Ecco, forse, se proprio bisogna trovare un qualche difettino a Gino, come dicevo, bisogna trovarglielo in questa sua forma, potremmo dire, di leggera allucinazione che ogni tanto lo prendeva, soprattutto quando in ballo c’erano i Fagiani e si doveva fare una valutazione sulla loro esibizione.

Ma, a ben vedere, però, questo suo modo di giudicar le cose – che noi all’epoca trovavamo sbagliato –  non costituisce un travisamento della realtà a suo favore, ma è piuttosto un’emanazione del suo modo di stare al mondo e ha come sua prima e diretta conseguenza un fatto – o, per meglio dire – una qualità che io personalmente ho potuto constatare solo in lui e che si manifesta e si è sempre manifestata in due precise e distinte peculiarità: quella di non lamentarsi mai e quella di non parlare mai male di nessuno. In tanti anni che conosco Gino – più di 50, come dicevo – non l’ho mai sentito dire una parola di traverso contro qualcuno, una sola mezza parola storta su nessuno, nemmeno in maniera ironica o come battuta affettuosa. Mai. E questa è una cosa miracolosa, perché sappiamo tutti benissimo che soprattutto in ambienti come questo – accademico – ma si potrebbe dire in tutti gli ambiti in cui prima o poi ci ritroviamo ad agire nella vita, non si fa mai altro che tagliare i panni addosso a qualcuno, amico o nemico che sia. Ebbene, io, Gino, lo ripeto, non l’ho mai sentito dire qualcosa di negativo su nessuno, neanche forse quando per lui magari poteva essere vantaggioso farlo.

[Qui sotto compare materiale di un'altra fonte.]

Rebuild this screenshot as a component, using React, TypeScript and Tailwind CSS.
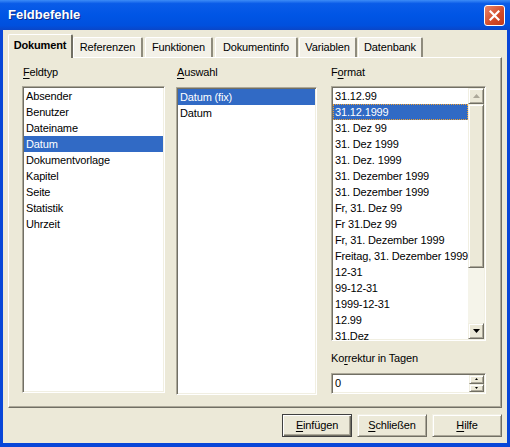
import React from 'react';

const feldtypen = ['Absender', 'Benutzer', 'Dateiname', 'Datum', 'Dokumentvorlage', 'Kapitel', 'Seite', 'Statistik', 'Uhrzeit'];
const auswahl = ['Datum (fix)', 'Datum'];
const formate = [
  '31.12.99',
  '31.12.1999',
  '31. Dez 99',
  '31. Dez 1999',
  '31. Dez. 1999',
  '31. Dezember 1999',
  '31. Dezember 1999',
  'Fr, 31. Dez 99',
  'Fr 31.Dez 99',
  'Fr, 31. Dezember 1999',
  'Freitag, 31. Dezember 1999',
  '12-31',
  '99-12-31',
  '1999-12-31',
  '12.99',
  '31.Dez',
];

const tabs = [
  { label: 'Dokument', cls: 'w-[65px]' },
  { label: 'Referenzen', cls: 'w-[70px]' },
  { label: 'Funktionen', cls: 'w-[68px] ml-[2px]' },
  { label: 'Dokumentinfo', cls: 'w-[83px] ml-[2px]' },
  { label: 'Variablen', cls: 'w-[58px] ml-[1px]' },
  { label: 'Datenbank', cls: 'w-[65px] ml-[1px]' },
];

// sunken box border, classic look
const sunken =
  'border border-t-[#aca899] border-l-[#aca899] border-r-white border-b-white shadow-[inset_1px_1px_0_#716f64,inset_-1px_-1px_0_#f1efe2]';

const raised =
  'bg-[#ece9d8] border border-t-[#f1efe2] border-l-[#f1efe2] border-r-[#716f64] border-b-[#716f64] shadow-[inset_1px_1px_0_#fff,inset_-1px_-1px_0_#aca899]';

function Mnemonic({ text, index }: { text: string; index: number }) {
  return (
    <>
      {text.slice(0, index)}
      <span className="underline underline-offset-[2px]">{text[index]}</span>
      {text.slice(index + 1)}
    </>
  );
}

function ListBox({ items, selected, className }: { items: string[]; selected: number; className: string }) {
  return (
    <div className={`bg-white overflow-hidden ${sunken} ${className}`}>
      <div className="pt-px px-px">
        {items.map((item, i) => (
          <div
            key={i}
            className={`h-[16px] leading-[16px] pl-[2px] whitespace-nowrap ${
              i === selected ? 'bg-[#316ac5] text-white' : 'text-black'
            }`}
          >
            {item}
          </div>
        ))}
      </div>
    </div>
  );
}

function Arrow({ dir, color }: { dir: 'up' | 'down'; color: string }) {
  return (
    <svg width="7" height="4" viewBox="0 0 7 4">
      {dir === 'up' ? (
        <polygon points="3.5,0 7,4 0,4" fill={color} />
      ) : (
        <polygon points="0,0 7,0 3.5,4" fill={color} />
      )}
    </svg>
  );
}

function FormatList() {
  return (
    <div className={`flex bg-white overflow-hidden h-[255px] ${sunken}`}>
      <div className="flex-1 pt-px pl-px overflow-hidden">
        {formate.map((item, i) => (
          <div
            key={i}
            className={`h-[16px] leading-[14px] pl-[1px] whitespace-nowrap border border-dotted ${
              i === 1 ? 'bg-[#316ac5] text-white border-[#f0a030]' : 'text-black border-transparent'
            }`}
          >
            {item}
          </div>
        ))}
      </div>
      <div className="w-[16px] flex flex-col bg-[#f5f4ea] mt-px mr-px mb-px">
        <div className={`h-[16px] flex items-center justify-center ${raised}`}>
          <Arrow dir="up" color="#aca899" />
        </div>
        <div className={`h-[164px] ${raised}`} />
        <div className="flex-1" />
        <div className={`h-[16px] flex items-center justify-center ${raised}`}>
          <Arrow dir="down" color="#000" />
        </div>
      </div>
    </div>
  );
}

function Button({ children, primary }: { children: React.ReactNode; primary?: boolean }) {
  return (
    <div
      className={`h-[23px] w-[70px] flex items-center justify-center text-black ${
        primary
          ? 'bg-[#ece9d8] border border-[#404040] shadow-[inset_1px_1px_0_#fff,inset_-1px_-1px_0_#716f64,inset_-2px_-2px_0_#aca899]'
          : raised
      }`}
    >
      {children}
    </div>
  );
}

export default function App() {
  return (
    <div className="w-[510px] h-[447px] flex flex-col bg-[#0846d8] font-['Liberation_Sans',Arial,sans-serif] text-[11px] tracking-[-0.15px] select-none">
      {/* Title bar */}
      <div className="h-[30px] flex items-center justify-between pl-[8px] pr-[5px] bg-[linear-gradient(to_bottom,#3d8cf7_0%,#0a5ce8_12%,#0055e5_50%,#0050de_85%,#0a46c8_100%)]">
        <span className="text-white font-bold text-[13px] tracking-normal [text-shadow:1px_1px_0_#0a2a8a]">Feldbefehle</span>
        <div className="w-[21px] h-[21px] rounded-[3px] border border-white bg-[linear-gradient(135deg,#e8856a,#d24a28_60%,#c13a1c)] flex items-center justify-center">
          <svg width="11" height="11" viewBox="0 0 11 11">
            <path d="M1.5 1.5 L9.5 9.5 M9.5 1.5 L1.5 9.5" stroke="#fff" strokeWidth="2.2" strokeLinecap="square" />
          </svg>
        </div>
      </div>

      {/* Client area */}
      <div className="flex-1 mx-[3px] mb-[4px] bg-[#ece9d8] flex flex-col px-[5px] pt-[3px]">
        {/* Tabs */}
        <div className="flex items-end h-[24px] relative z-10">
          {tabs.map((t, i) =>
            i === 0 ? (
              <div
                key={t.label}
                className={`${t.cls} h-[24px] -mb-px bg-[#ece9d8] border-t border-l border-white border-r-2 border-r-[#716f64] rounded-t-[2px] flex items-center justify-center font-bold text-black pb-[2px]`}
              >
                {t.label}
              </div>
            ) : (
              <div
                key={t.label}
                className={`${t.cls} h-[20px] bg-[#f3f1e8] border-t border-l border-white border-r-2 border-r-[#8e8b7d] rounded-t-[2px] flex items-center justify-center text-black`}
              >
                {t.label}
              </div>
            )
          )}
        </div>

        {/* Panel */}
        <div className="h-[351px] border border-t-white border-l-white border-r-[#716f64] border-b-[#716f64] shadow-[inset_-1px_-1px_0_#aca899] flex pl-[13px] pr-[15px] pt-[8px] text-black">
          <div className="w-[143px] flex flex-col">
            <div className="h-[13px] leading-[13px] pl-px mb-[7px]">
              <Mnemonic text="Feldtyp" index={0} />
            </div>
            <ListBox items={feldtypen} selected={3} className="h-[307px]" />
          </div>

          <div className="w-[141px] ml-[11px] flex flex-col">
            <div className="h-[13px] leading-[13px] pl-px mb-[8px]">
              <Mnemonic text="Auswahl" index={0} />
            </div>
            <ListBox items={auswahl} selected={0} className="h-[308px]" />
          </div>

          <div className="w-[155px] ml-[14px] flex flex-col">
            <div className="h-[13px] leading-[13px] mb-[7px]">
              <Mnemonic text="Format" index={1} />
            </div>
            <FormatList />
            <div className="h-[13px] leading-[13px] mt-[11px] mb-[8px]">
              <Mnemonic text="Korrektur in Tagen" index={2} />
            </div>
            <div className={`h-[21px] flex bg-white ${sunken}`}>
              <div className="flex-1 leading-[19px] pl-[3px]">0</div>
              <div className="w-[15px] flex flex-col my-px mr-px">
                <div className={`flex-1 flex items-center justify-center ${raised}`}>
                  <svg width="3" height="2" viewBox="0 0 3 2">
                    <polygon points="1.5,0 3,2 0,2" fill="#000" />
                  </svg>
                </div>
                <div className={`flex-1 flex items-center justify-center ${raised}`}>
                  <svg width="3" height="2" viewBox="0 0 3 2">
                    <polygon points="0,0 3,0 1.5,2" fill="#000" />
                  </svg>
                </div>
              </div>
            </div>
          </div>
        </div>

        {/* Buttons */}
        <div className="flex justify-end gap-[5px] mt-[6px]">
          <Button primary>
            <Mnemonic text="Einfügen" index={0} />
          </Button>
          <Button>
            <Mnemonic text="Schließen" index={0} />
          </Button>
          <Button>
            <Mnemonic text="Hilfe" index={0} />
          </Button>
        </div>
      </div>
    </div>
  );
}
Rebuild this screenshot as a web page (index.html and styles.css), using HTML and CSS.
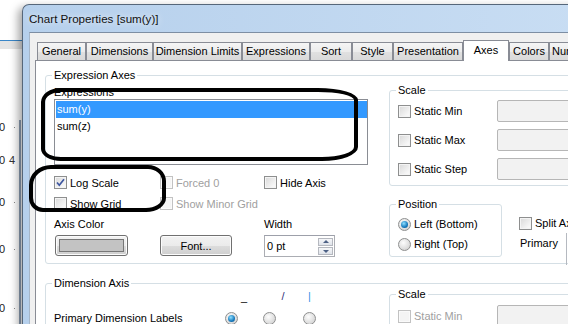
FILE: index.html
```html
<!DOCTYPE html>
<html>
<head>
<meta charset="utf-8">
<link rel="stylesheet" href="styles.css">
</head>
<body>
<div class="screen">
  <div class="bgapp">
    <div class="bg-top"></div>
    <div class="bg-band"></div>
    <div class="bg-axis">
      <div class="axis-labels">
        <div class="axis-label l1"><span>0</span><span class="dot"></span></div>
        <div class="axis-label l2"><span>0</span><span class="four">4</span></div>
        <div class="axis-label l3"><span>0</span><span class="dot"></span></div>
        <div class="axis-label l4"><span>0</span><span class="dot"></span></div>
        <div class="axis-label l5"><span>0</span><span class="dot"></span></div>
      </div>
      <div class="axis-line"></div>
    </div>
  </div>

  <div class="dialog">
    <div class="titlebar">Chart Properties [sum(y)]</div>
    <div class="client">
      <div class="tabs">
        <div class="tab t-general">General</div>
        <div class="tab t-dims">Dimensions</div>
        <div class="tab t-limits">Dimension Limits</div>
        <div class="tab t-expr">Expressions</div>
        <div class="tab t-sort">Sort</div>
        <div class="tab t-style">Style</div>
        <div class="tab t-pres">Presentation</div>
        <div class="tab sel t-axes">Axes</div>
        <div class="tab t-colors">Colors</div>
        <div class="tab t-num">Number</div>
      </div>
      <div class="panel">
        <div class="group exp-group">
          <div class="group-title">Expression Axes</div>
          <div class="exp-body">
            <div class="left-col">
              <div class="field-label first">Expressions</div>
              <div class="listbox">
                <div class="list-item selected">sum(y)</div>
                <div class="list-item">sum(z)</div>
              </div>
              <div class="opts">
                <label class="check"><span class="cb"><svg viewBox="0 0 11 11" width="11" height="11"><path d="M2 5.5 L4.3 8.2 L9 2.2" fill="none" stroke="#3d56a0" stroke-width="1.7"/></svg></span>Log Scale</label>
                <label class="check disabled"><span class="cb"></span>Forced 0</label>
                <label class="check"><span class="cb"></span>Hide Axis</label>
                <label class="check"><span class="cb"></span>Show Grid</label>
                <label class="check disabled"><span class="cb"></span>Show Minor Grid</label>
                <div></div>
                <div class="field-label mid">Axis Color</div>
                <div></div>
                <div class="field-label mid">Width</div>
                <div class="btn color-btn"><span class="swatch"></span></div>
                <div class="btn font-btn">Font...</div>
                <div class="spin"><span class="spin-text">0 pt</span><span class="spin-btns"><span class="sb up"></span><span class="sb down"></span></span></div>
              </div>
            </div>
            <div class="right-col">
              <div class="group scale-group">
                <div class="group-title">Scale</div>
                <div class="scale-rows">
                  <div class="scale-row"><label class="check"><span class="cb"></span>Static Min</label><span class="textbox"></span></div>
                  <div class="scale-row"><label class="check"><span class="cb"></span>Static Max</label><span class="textbox"></span></div>
                  <div class="scale-row"><label class="check"><span class="cb"></span>Static Step</label><span class="textbox"></span></div>
                </div>
              </div>
              <div class="pos-row">
                <div class="group pos-group">
                  <div class="group-title">Position</div>
                  <div class="radio-rows">
                    <label class="radio-row"><span class="rb on"></span>Left (Bottom)</label>
                    <label class="radio-row"><span class="rb"></span>Right (Top)</label>
                  </div>
                </div>
                <div class="split-col">
                  <label class="check row20"><span class="cb"></span>Split Axis</label>
                  <div class="primary-row"><span class="primary">Primary</span><span class="combo"></span></div>
                </div>
              </div>
            </div>
          </div>
        </div>

        <div class="group dim-group">
          <div class="group-title">Dimension Axis</div>
          <div class="dim-body">
            <div class="dim-left">
              <div></div>
              <div class="sym s-flat">_</div>
              <div class="sym s-diag">/</div>
              <div class="sym s-vert">|</div>
              <div class="field-label mid">Primary Dimension Labels</div>
              <div class="rcell"><span class="rb on"></span></div>
              <div class="rcell"><span class="rb"></span></div>
              <div class="rcell"><span class="rb"></span></div>
            </div>
            <div class="group scale-group dim-scale">
              <div class="group-title">Scale</div>
              <div class="scale-rows">
                <div class="scale-row"><label class="check disabled"><span class="cb"></span>Static Min</label><span class="textbox"></span></div>
              </div>
            </div>
          </div>
        </div>
      </div>
    </div>
  </div>

  <div class="mark mark-1"></div>
  <div class="mark mark-2"></div>
</div>
</body>
</html>
```

FILE: styles.css
```css
html, body {
  margin: 0;
  padding: 0;
}
body {
  width: 568px;
  height: 324px;
  overflow: hidden;
  background: #fff;
  font-family: "Liberation Sans", Arial, sans-serif;
  font-size: 11px;
  color: #000;
}
.screen {
  position: relative;
  width: 568px;
  height: 324px;
  overflow: hidden;
}

/* background application */
.bgapp {
  width: 22px;
  height: 324px;
  display: flex;
  flex-direction: column;
}
.bg-top {
  height: 40px;
  border-bottom: 1px solid #3a86c8;
}
.bg-band {
  height: 8px;
  background: #e4e4e4;
}
.bg-axis {
  flex: 1;
  display: flex;
}
.axis-labels {
  width: 19px;
  display: flex;
  flex-direction: column;
}
.axis-label {
  height: 12px;
  line-height: 12px;
  display: flex;
  align-items: center;
  justify-content: space-between;
  margin-left: -1px;
  padding-right: 4px;
  color: #222;
}
.axis-label .dot {
  width: 1px;
  height: 1px;
  background: #888;
}
.axis-label .four { color: #333; }
.l1 { margin-top: 72px; }
.l2 { margin-top: 21px; }
.l3 { margin-top: 30px; }
.l4 { margin-top: 35px; }
.l5 { margin-top: 47px; }
.axis-line {
  width: 2px;
  margin-top: 71px;
  background: #8d9fb5;
}

/* dialog window */
.dialog {
  position: absolute;
  left: 22px;
  top: 4px;
  width: 560px;
  height: 330px;
  box-sizing: border-box;
  border: 1px solid #56677a;
  border-right: none;
  border-bottom: none;
  border-radius: 7px 0 0 0;
  background: linear-gradient(to right, #b6d0ec, #c8ddf3);
  padding-left: 6px;
  box-shadow: -4px 3px 9px rgba(0, 0, 0, 0.35);
  display: flex;
  flex-direction: column;
}
.titlebar {
  height: 27px;
  line-height: 27px;
  font-size: 11.6px;
  color: #111;
  text-shadow: 0 0 6px rgba(255, 255, 255, 0.9);
}
.client {
  flex: 1;
  background: #f0f0f0;
  border-top: 1px solid #7d8ea3;
  border-left: 1px solid #a6b6c8;
  padding: 7px 0 0 5px;
  display: flex;
  flex-direction: column;
}

/* tabs */
.tabs {
  display: flex;
  align-items: flex-end;
  height: 20px;
  padding-left: 2px;
  position: relative;
  z-index: 1;
}
.tab {
  flex: none;
  height: 18px;
  box-sizing: border-box;
  border: 1px solid #898c95;
  border-bottom: none;
  background: linear-gradient(#f5f5f5, #ececec 50%, #e1e1e1 51%, #d9d9d9);
  text-align: center;
  line-height: 17px;
  white-space: nowrap;
  overflow: hidden;
}
.tab.sel {
  height: 21px;
  margin-bottom: -1px;
  background: #fff;
  line-height: 18px;
}
.t-general { width: 49px; }
.t-dims { width: 67px; }
.t-limits { width: 89px; }
.t-expr { width: 68px; }
.t-sort { width: 42px; }
.t-style { width: 41px; }
.t-pres { width: 70px; }
.t-axes { width: 46px; }
.t-colors { width: 40px; }
.t-num { width: 40px; text-align: left; padding-left: 2px; }

.panel {
  flex: 1;
  background: #fff;
  border-top: 1px solid #898c95;
  border-left: 1px solid #898c95;
  padding: 14px 0 0 9px;
}

/* group boxes */
.group {
  border: 1px solid #d5dfe5;
  border-radius: 3px;
  box-sizing: border-box;
  display: flex;
  flex-direction: column;
}
.group-title {
  margin: -7px 0 0 6px;
  padding: 0 2px;
  background: #fff;
  width: fit-content;
  height: 13px;
  line-height: 13px;
  white-space: nowrap;
}
.exp-group {
  width: 540px;
  height: 189px;
}
.exp-body {
  display: flex;
  padding-left: 8px;
}
.left-col {
  width: 314px;
  flex: none;
}
.field-label {
  line-height: 13px;
  white-space: nowrap;
}
.field-label.first { margin-top: 4px; }
.field-label.mid { align-self: center; }

.listbox {
  height: 66px;
  box-sizing: border-box;
  border: 1px solid #8a8d94;
  padding: 1px 0 0 1px;
}
.list-item {
  height: 17px;
  line-height: 17px;
  padding-left: 1px;
}
.list-item.selected {
  background: #3399ff;
  color: #fff;
}

.opts {
  margin-top: 7px;
  display: grid;
  grid-template-columns: 106px 104px 104px;
  grid-template-rows: 21px 21px 21px 22px;
}

/* checkboxes */
.check {
  display: flex;
  align-items: center;
  gap: 3px;
  white-space: nowrap;
}
.cb {
  flex: none;
  width: 13px;
  height: 13px;
  box-sizing: border-box;
  border: 1px solid #8e8f8f;
  background: linear-gradient(135deg, #d8d8d8, #f7f7f7 80%);
  box-shadow: inset 0 0 0 1px #f4f4f4;
  display: flex;
  align-items: center;
  justify-content: center;
}
.check.disabled { color: #a0a0a0; }
.check.disabled .cb {
  border-color: #c2c2c2;
  background: #f4f4f4;
  box-shadow: inset 0 0 0 1px #fafafa;
}

/* buttons */
.btn {
  box-sizing: border-box;
  height: 21px;
  border: 1px solid #707070;
  border-radius: 3px;
  background: linear-gradient(#f2f2f2, #ebebeb 50%, #dddddd 51%, #cfcfcf);
  box-shadow: inset 0 0 0 1px #fcfcfc;
  display: flex;
  align-items: center;
  justify-content: center;
}
.color-btn {
  width: 73px;
  margin-left: 1px;
}
.swatch {
  width: 63px;
  height: 11px;
  border: 1px solid #777;
  background: #c3c3c3;
}
.font-btn { width: 72px; }

.spin {
  box-sizing: border-box;
  width: 71px;
  height: 22px;
  border: 1px solid #abadb3;
  border-top-color: #9da0aa;
  display: flex;
  align-items: center;
  justify-content: space-between;
  padding: 0 1px 0 2px;
  background: #fff;
}
.spin-btns {
  display: flex;
  flex-direction: column;
  gap: 1px;
}
.sb {
  width: 15px;
  height: 8px;
  box-sizing: border-box;
  border: 1px solid #b5b8bf;
  background: linear-gradient(#f6f7f9, #dfe3ea);
  position: relative;
}
.sb::after {
  content: "";
  position: absolute;
  left: 4px;
  border-left: 3px solid transparent;
  border-right: 3px solid transparent;
}
.sb.up::after { top: 1px; border-bottom: 3px solid #4d6185; }
.sb.down::after { top: 2px; border-top: 3px solid #4d6185; }

/* right column */
.right-col {
  margin-left: 21px;
  display: flex;
  flex-direction: column;
}
.scale-group {
  width: 200px;
  height: 96px;
  margin-top: 8px;
}
.scale-rows {
  margin-top: 3px;
  padding-left: 8px;
  display: flex;
  flex-direction: column;
  gap: 7px;
}
.scale-row {
  height: 22px;
  display: grid;
  grid-template-columns: 99px 90px;
  align-items: center;
}
.textbox {
  height: 22px;
  box-sizing: border-box;
  border: 1px solid #b6b6b6;
  border-radius: 2px;
  background: #f2f2f2;
}

.pos-row {
  display: flex;
  margin-top: 18px;
}
.pos-group {
  width: 113px;
  height: 53px;
}
.radio-rows {
  margin-top: 3px;
  padding-left: 8px;
}
.radio-row {
  height: 20px;
  display: flex;
  align-items: center;
  gap: 3px;
  white-space: nowrap;
}
.rb {
  flex: none;
  width: 13px;
  height: 13px;
  box-sizing: border-box;
  border: 1px solid #8e8f8f;
  border-radius: 50%;
  background: radial-gradient(circle at 40% 35%, #fdfdfd, #d6d6d6 75%);
  display: flex;
  align-items: center;
  justify-content: center;
}
.rb.on::after {
  content: "";
  width: 7px;
  height: 7px;
  border-radius: 50%;
  background: radial-gradient(circle at 40% 35%, #8fe0ff, #1679bd 60%, #0b4f80);
}
.split-col {
  margin-left: 17px;
  padding-top: 9px;
}
.row20 { height: 20px; }
.primary-row {
  height: 20px;
  display: flex;
  align-items: center;
}
.primary {
  width: 46px;
  padding-left: 1px;
}
.combo {
  width: 40px;
  height: 32px;
  margin-top: 12px;
  border-left: 1px solid #b5b9c0;
}

/* dimension axis */
.dim-group {
  width: 540px;
  height: 80px;
  margin-top: 19px;
}
.dim-body {
  display: flex;
  padding-left: 8px;
}
.dim-left {
  width: 314px;
  flex: none;
  display: grid;
  grid-template-columns: 171px 38px 40px 13px;
  grid-template-rows: 12px 20px;
  row-gap: 6px;
}
.sym {
  text-align: center;
  line-height: 12px;
  font-size: 11px;
}
.s-flat { color: #000; margin-top: 1px; }
.s-diag { color: #32327a; }
.s-vert { color: #3a8fe6; }
.rcell {
  display: flex;
  align-items: center;
}
.dim-scale {
  margin-left: 21px;
  margin-top: 4px;
  height: 60px;
}
.dim-scale .scale-rows { margin-top: 4px; }

/* hand-drawn annotation marks */
.mark {
  position: absolute;
  box-sizing: border-box;
  border: 4px solid #000;
}
.mark-1 {
  left: 41px;
  top: 88px;
  width: 317px;
  height: 73px;
  border-radius: 20px 40px 36px 20px / 14px 12px 14px 12px;
}
.mark-2 {
  left: 29px;
  top: 165px;
  width: 137px;
  height: 47px;
  border-radius: 22px 18px 20px 14px / 20px 16px 14px 14px;
}
```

Ma credo che anche questo suo modo di essere sia una diretta manifestazione del suo rapporto con quell’Amico che ha, così potente, anzi, no, con il Figlio di questo suo Amico, secondo il quale fra le cose migliori che come essere umani potremmo fare ci sarebbe proprio quella di non giudicare. Lui, il Figlio del suo Amico, aggiunge di non giudicare per non essere giudicati a nostra volta, e qui il sottinteso è: per non essere giudicati male a nostra volta, perché se il giudizio fosse positivo, non si vede perché dovremmo evitarlo. Invece, già allora, evidentemente, il Figlio del suo Amico sapeva che l’essere umano è una brutta persona e che gode a sentir parlar male degli altri o a farlo lui stesso. Quindi consigliava di non farlo perché poi qualcuno lo avrebbe fatto ai nostri danni. Quindi predicava un comportamento che per l’essere umano sarebbe innaturale e anche un tantino opportunistico.

Ecco, la differenza è che in Gino, invece, e qui concludo, questa propensione a non dir male di nessuno è perfettamente naturale, quindi lui non ha bisogno di sforzarsi, non sta lì a denti stretti in compagnia di altri con la voglia di dire tutto il contrario di quello che gli altri stanno dicendo in bene di una persona – cosa già di per sé rarissima – e nemmeno resiste fino all’ultimo per poi farsi scappare una battutina velenosa. Non lo si vede mai, Gino, in lotta con se stesso per trattenersi dal dire cose come queste. E il sapere invece che tutti gli altri lo fanno me lo ha sempre fatto apprezzare a dismisura. E se oggi siamo qui per festeggiarlo credo che non sia solo per motivi legati al lavoro o alla sua carriera, ma anche per le sue qualità umane che sicuramente non ha lesinato a nessuno.